Alternative Scenarios - Positive Scenario for Modi’s India “Acts East”
The domestic record of Prime Minister Narendra Modi’s government is mixed. According to Pew, 87 percent of Indians have a favorable opinion of their prime minister, a level of support any elected leader would celebrate. After economic growth bottomed out at 4.5 percent under the previous government, India now boasts the world’s fastest-growing major economy, expanding at an annual rate of around 7.5 percent. Yet Modi’s government has moved only slowly on the economic reforms urgently required to transform India’s development path. Communal tensions have grown as Hindu nationalists within the ruling Bharatiya Janata Party (BJP) have questioned the equal rights of India’s Muslims. Modi’s party was decisively defeated in recent elections in Bihar—a north Indian state with a population equal to that of the Philippines—, denying the BJP and its allies a majority in the upper house of parliament.

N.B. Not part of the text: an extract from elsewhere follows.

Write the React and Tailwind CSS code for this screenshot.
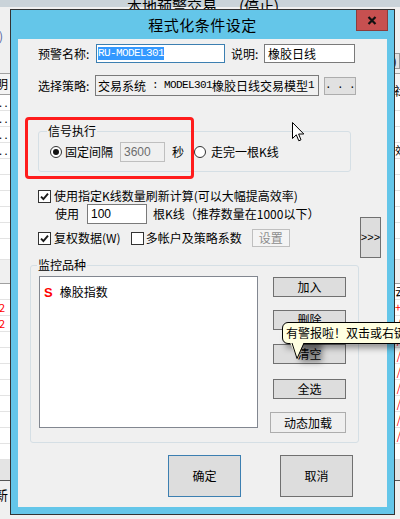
const Check = ({ checked }) => (
  <span className="w-[13px] h-[13px] border border-[#333333] bg-white flex items-center justify-center shrink-0">
    {checked && (
      <svg width="9" height="9" viewBox="0 0 9 9">
        <path d="M1 4.6 L3.4 7 L8 1.6" stroke="#1a1a1a" strokeWidth="1.9" fill="none" />
      </svg>
    )}
  </span>
);

const Radio = ({ checked }) => (
  <span className="w-[12px] h-[12px] rounded-full border border-[#333333] bg-white flex items-center justify-center shrink-0">
    {checked && <span className="w-[6px] h-[6px] rounded-full bg-[#111111]" />}
  </span>
);

const Btn = ({ children, className }) => (
  <div className={`flex items-center justify-center bg-[#dddddd] border leading-none ${className}`}>{children}</div>
);

const mono = "font-['Liberation_Mono',monospace] text-[11px] tracking-[-0.6px]";

const BgRow = ({ left, right, leftClass = '', rightClass = '', h = 'h-[16px]' }) => (
  <div className={`${h} border-b border-[#e3e3e3] bg-white flex justify-between items-center text-[11px] leading-none`}>
    <span className={`-ml-[1px] ${leftClass}`}>{left}</span>
    <span className={`-mr-[1px] ${rightClass}`}>{right}</span>
  </div>
);

export default function App() {
  return (
    <div className="w-[400px] h-[519px] relative overflow-hidden bg-[#f0f0f0] font-['Noto_Sans_CJK_SC',sans-serif] text-[12px] text-black">
      {/* background application */}
      <div className="h-[9px] bg-[#cad3d9] overflow-visible">
        <div className="pl-[127px] text-[15px] leading-[15px] -mt-[2px] whitespace-nowrap flex">
          <span>本地预警交易</span>
          <span className="ml-[22px]">(停止)</span>
        </div>
      </div>
      <div className="h-[66px] flex justify-between items-start">
        <span className="mt-[20px] text-[12px] text-[#5264a3] -ml-[1px]">)</span>
        <span className="mt-[46px] w-[8px] h-[16px] border border-[#9a9a9a] bg-[#e1e1e1] text-[11px] leading-[14px]">)</span>
      </div>
      <div className="h-[22px] border-t border-b border-[#a0a0a0] bg-[#f4f4f4] flex justify-between items-center">
        <span className="-ml-[4px]">明</span>
        <span className="-mr-[6px] mt-[14px]">社</span>
      </div>
      <BgRow left=". ." right="" />
      <BgRow left=". ." right="" />
      <BgRow left=". ." right="" />
      <BgRow left=". ." right="效" rightClass="-mr-[6px]" />
      <BgRow left="" right="" />
      <BgRow left="" right="" />
      <BgRow left="" right="" />
      <BgRow left="" right="" />
      <BgRow left="" right="" />
      <BgRow left="" right="" h="h-[21px]" />
      <div className="h-[24px] bg-[#f0f0f0] border-b border-[#a0a0a0]" />
      <BgRow left="" right="云" rightClass="-mr-[6px]" />
      <BgRow left="2" leftClass="text-[#ff0000]" right="+" rightClass="text-[#ff0000]" />
      <BgRow left="2" leftClass="text-[#ff0000]" right="/" rightClass="text-[#ff0000]" />
      <BgRow left="" right="/" rightClass="text-[#ff0000]" />
      <BgRow left="" right="/" rightClass="text-[#ff0000]" />
      <BgRow left="" right="/" rightClass="text-[#ff0000]" />
      <BgRow left="" right="/" rightClass="text-[#ff0000]" />
      <BgRow left="" right="/" rightClass="text-[#ff0000]" />
      <BgRow left="" right="/" rightClass="text-[#ff0000]" />
      <BgRow left="" right="/" rightClass="text-[#ff0000]" />
      <BgRow left="" right="" />
      <div className="h-[21px] bg-[#e4e4e4] border-b border-[#555555]" />
      <div className="h-[28px] flex items-center">
        <span className="-ml-[5px] text-[13px]">新</span>
      </div>

      {/* dialog window */}
      <div className="absolute left-[10px] top-[9px] w-[385px] h-[506px] border border-[#333333] bg-[#64c6e9] flex flex-col px-[7px] pb-[7px]">
        <div className="relative h-[29px] shrink-0 flex items-center justify-center -mx-[7px]">
          <span className="text-[15px] leading-none tracking-[0.5px]">程式化条件设定</span>
          <div className="absolute top-0 right-[6px] w-[32px] h-[21px] bg-[#c75050] border border-[#8c3c3c] border-t-0 flex items-center justify-center">
            <svg width="10" height="9" viewBox="0 0 10 9">
              <path d="M1.5 1 L8.5 8 M8.5 1 L1.5 8" stroke="#111" strokeWidth="2.2" />
            </svg>
          </div>
        </div>

        <div className="relative flex-1 bg-[#f0f0f0] flex flex-col">
          {/* row 1 */}
          <div className="flex items-center h-[19px] mt-[5px] pl-[20px] leading-none">
            <span className="w-[58px]">预警名称:</span>
            <div className="w-[129px] h-[19px] border border-[#3c7fb1] bg-white flex items-center pl-[1px]">
              <span className={`bg-[#3399ff] text-white h-[13px] leading-[13px] ${mono}`}>RU-MODEL301</span>
            </div>
            <span className="ml-[6px] w-[33px]">说明:</span>
            <div className="w-[91px] h-[19px] border border-[#7a7a7a] bg-white flex items-center pl-[3px]">橡胶日线</div>
          </div>

          {/* row 2 */}
          <div className="flex items-center h-[21px] mt-[12px] pl-[20px] leading-none">
            <span className="w-[57px]">选择策略:</span>
            <div className="w-[224px] h-[21px] border border-[#7a7a7a] bg-[#f0f0f0] flex items-center pl-[2px] whitespace-nowrap">
              <span>交易系统</span>
              <span className={mono}>&nbsp;:&nbsp;MODEL301</span>
              <span>橡胶日线交易模型</span>
              <span className={mono}>1</span>
            </div>
            <Btn className="ml-[5px] w-[32px] h-[18px] border-[#adadad] bg-[#e1e1e1]">
              <span className={mono}>. . .</span>
            </Btn>
          </div>

          {/* group: 信号执行 */}
          <div className="relative mt-[35px] ml-[20px] w-[313px] h-[41px] border border-[#d5dfe5] rounded-[3px] shrink-0">
            <span className="absolute left-[8px] -top-[8px] px-[1px] bg-[#f0f0f0] leading-[14px]">信号执行</span>
            <div className="flex items-center h-[20px] mt-[10px] pl-[11px] leading-none">
              <Radio checked />
              <span className="ml-[3px]">固定间隔</span>
              <div className="ml-[7px] w-[45px] h-[20px] border border-[#bfbfbf] bg-[#f0f0f0] flex items-center pl-[3px] font-['Liberation_Sans',sans-serif] text-[#6d6d6d]">3600</div>
              <span className="ml-[7px]">秒</span>
              <span className="ml-[10px]"><Radio /></span>
              <span className="ml-[5px]">走完一根K线</span>
            </div>
          </div>

          {/* check rows + >>> */}
          <div className="flex mt-[16px] h-[70px] shrink-0">
            <div className="flex-1 flex flex-col pl-[20px] leading-none">
              <div className="flex items-center h-[16px]">
                <Check checked />
                <span className="ml-[3px] whitespace-nowrap">使用指定K线数量刷新计算(可以大幅提高效率)</span>
              </div>
              <div className="flex items-center h-[20px] pl-[17px]">
                <span>使用</span>
                <div className="ml-[8px] w-[60px] h-[20px] border border-[#7a7a7a] bg-white flex items-center pl-[3px] font-['Liberation_Sans',sans-serif]">100</div>
                <span className="ml-[6px] whitespace-nowrap">根K线（推荐数量在1000以下）</span>
              </div>
              <div className="flex items-center h-[18px] mt-[5px]">
                <Check checked />
                <span className="ml-[3px]">复权数据(W)</span>
                <span className="ml-[10px]"><Check /></span>
                <span className="ml-[2px]">多帐户及策略系数</span>
                <Btn className="ml-[10px] w-[38px] h-[18px] border-[#bfbfbf] bg-[#f4f4f4] text-[#8d8d8d]">设置</Btn>
              </div>
            </div>
            <Btn className="mt-[29px] mr-[6px] w-[21px] h-[41px] border-[#707070] text-[11px] font-['Liberation_Sans',sans-serif]">&gt;&gt;&gt;</Btn>
          </div>

          {/* group: 监控品种 */}
          <div className="relative mt-[7px] ml-[12px] w-[329px] h-[178px] border border-[#d5dfe5] rounded-[3px] flex shrink-0">
            <span className="absolute left-[6px] -top-[8px] px-[1px] bg-[#f0f0f0] leading-[14px]">监控品种</span>
            <div className="ml-[8px] mt-[10px] w-[219px] h-[152px] border border-[#828790] bg-white pl-[4px] pt-[7px]">
              <div className="flex items-center h-[16px] leading-none">
                <span className="text-[#ff0000] font-bold font-['Liberation_Sans',sans-serif] text-[13px]">S</span>
                <span className="ml-[7px]">橡胶指数</span>
              </div>
            </div>
            <div className="ml-[15px] flex flex-col">
              <Btn className="mt-[11px] w-[73px] h-[20px] border-[#707070]">加入</Btn>
              <Btn className="mt-[13px] w-[73px] h-[20px] border-[#707070]">删除</Btn>
              <Btn className="mt-[14px] w-[73px] h-[20px] border-[#707070]">清空</Btn>
              <Btn className="mt-[15px] w-[73px] h-[20px] border-[#707070]">全选</Btn>
              <Btn className="mt-[13px] -ml-[3px] w-[76px] h-[21px] border-[#adadad] bg-[#efefef]">动态加载</Btn>
            </div>
          </div>

          {/* bottom buttons */}
          <div className="flex mt-[12px]">
            <Btn className="ml-[150px] w-[73px] h-[42px] border-[#3c7fb1]">确定</Btn>
            <Btn className="ml-[39px] w-[73px] h-[42px] border-[#707070]">取消</Btn>
          </div>

          {/* red annotation */}
          <div className="absolute left-[7px] top-[78px] w-[169px] h-[62px] border-[3px] border-[#ff1c1c] rounded-[4px]" />
        </div>
      </div>

      {/* balloon tooltip */}
      <div className="absolute left-[300px] top-[340px] w-[22px] h-[22px] bg-[#000000]/40 blur-[3px]" />
      <div className="absolute left-[286px] top-[338px] w-[130px] h-[10px] bg-[#000000]/40 blur-[3px]" />
      <div className="absolute left-[282px] top-[322px] w-[140px] h-[22px] border border-black rounded-l-[6px] bg-[#ffffe1] flex items-center pl-[3px] leading-none whitespace-nowrap">
        有警报啦！双击或右键查看
      </div>
      <svg className="absolute left-[288px] top-[342px]" width="20" height="18" viewBox="0 0 20 18">
        <polygon points="2,0.5 16,0.5 9,16.5" fill="#ffffe1" stroke="none" />
        <path d="M4 1 L9 16.5 L16 1" stroke="#000" strokeWidth="1" fill="none" />
      </svg>

      {/* mouse cursor */}
      <svg className="absolute left-[292px] top-[122px]" width="13" height="21" viewBox="0 0 13 21">
        <path d="M0.5 0.5 L0.5 16.5 L4.3 12.8 L6.8 18.8 L9 17.8 L6.6 12 L11.8 12 Z" fill="#ffffff" stroke="#000000" strokeWidth="1" />
      </svg>
    </div>
  );
}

Despite this uneven record at home, Modi’s government has shone in foreign policy—including in East Asia, where India is determined to assert its expanding interests. As Modi declared at his first ASEAN-India summit in November 2014, “A new era of economic development, industrialization and trade has begun in India. Externally, India’s ‘Look East Policy’ has become ‘Act East Policy.’” He repeated this formulation at his first East Asia Summit the following week, updating the “Look East” formulation originally articulated by Prime Minister Narasimha Rao in 1991 by promising a new degree of Indian engagement to the east of the subcontinent.1
Modi’s campaign to make India a first-tier Asian power not only involves deepening relations with East and Southeast Asia; it includes cementing closer ties with the United States. Although he was once subject to a US visa ban on account of communal violence that occurred on his watch as chief minister of Gujarat, Modi’s foreign policy has emphasized deepening India’s economic and military partnership with the United States, after a period of drift in bilateral ties under the previous, Congress-led administration. Modi and his close advisors understand that cooperation with the world’s sole superpower can catalyze India’s quest to modernize both its armed forces and its economy—and that no external power can do more to advance its internal transformation than the United States, given explicit (and bipartisan) US support for India’s rise.